Brittney Castro is CFP® at Perennial Financial Services (http://perennialfinancialservices.com/). In this video she discusses how to calculate your business capital needs.
- Calculate your initial expenses
- Add a reserve of 10%-20%
- Anticipate 6-12 months overhead
- Research financing options based off calculated total
As a certified financial planner, I often have a lot of individuals ask me how much do they need in order to start their business. And I always recommend just start by calculating what you need for those initial expenses to open up the doors basically. That could include your website design, any legal fees, marketing fees, maybe products or supplies, possibly equipment, everything that you need just to start that business.
Once, you have that number calculated, I would also just add another 10 to 20% for unexpected cost that come up, almost like a contingency plan.
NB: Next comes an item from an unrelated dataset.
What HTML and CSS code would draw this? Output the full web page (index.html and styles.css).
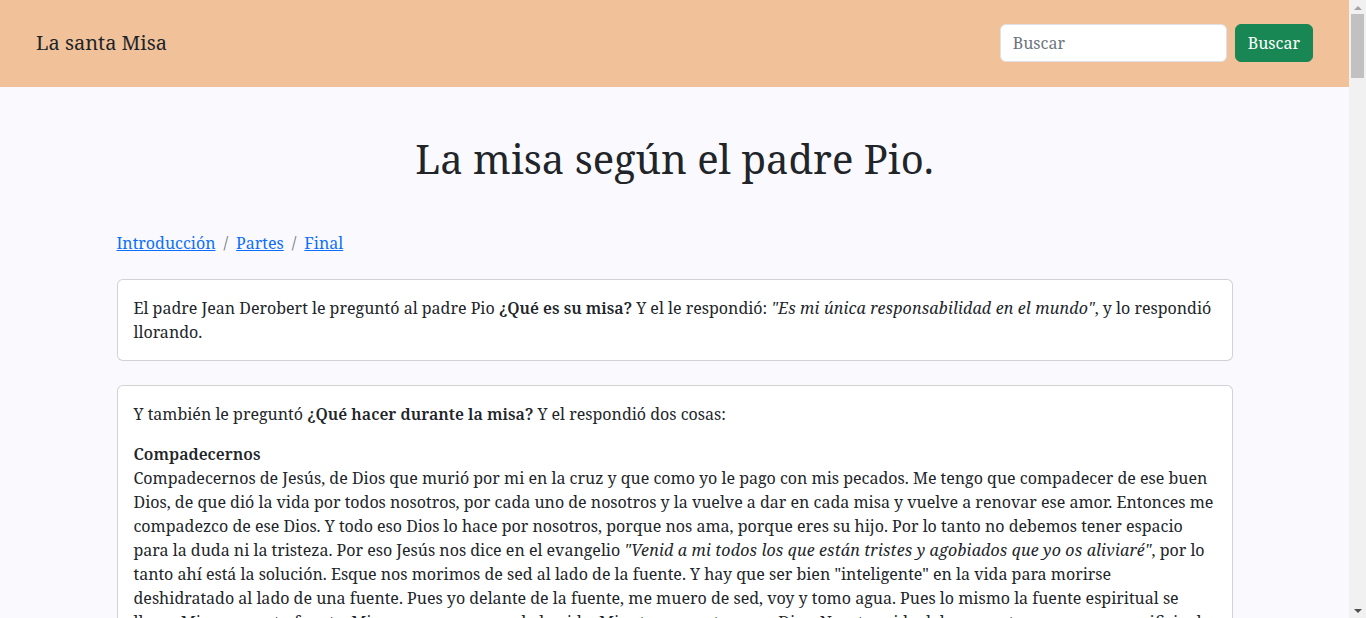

We all know that we can plan very appropriately, but there are always those unexpected expenses that arise. Once you have that number calculated also look at 6 to 12 months worth of over head expenses.
And the reason you want to know that is because often time’s businesses aren't profitable right away. So if you have that money saved up you can definitely pay for your ongoing bills without worrying so much, that your business isn’t making a profit right away.
Once you know these numbers then you can just look at all your different financing options, you know, where you look for personal loans, small business loans, may be private investors. There are a lot of options out there and there is pros and cons to every options.
So again, take the time to plan strategically for your type of business, how much does it cost to start, how much it costs to run every month. And then you could look at all the different financing options to start your business today.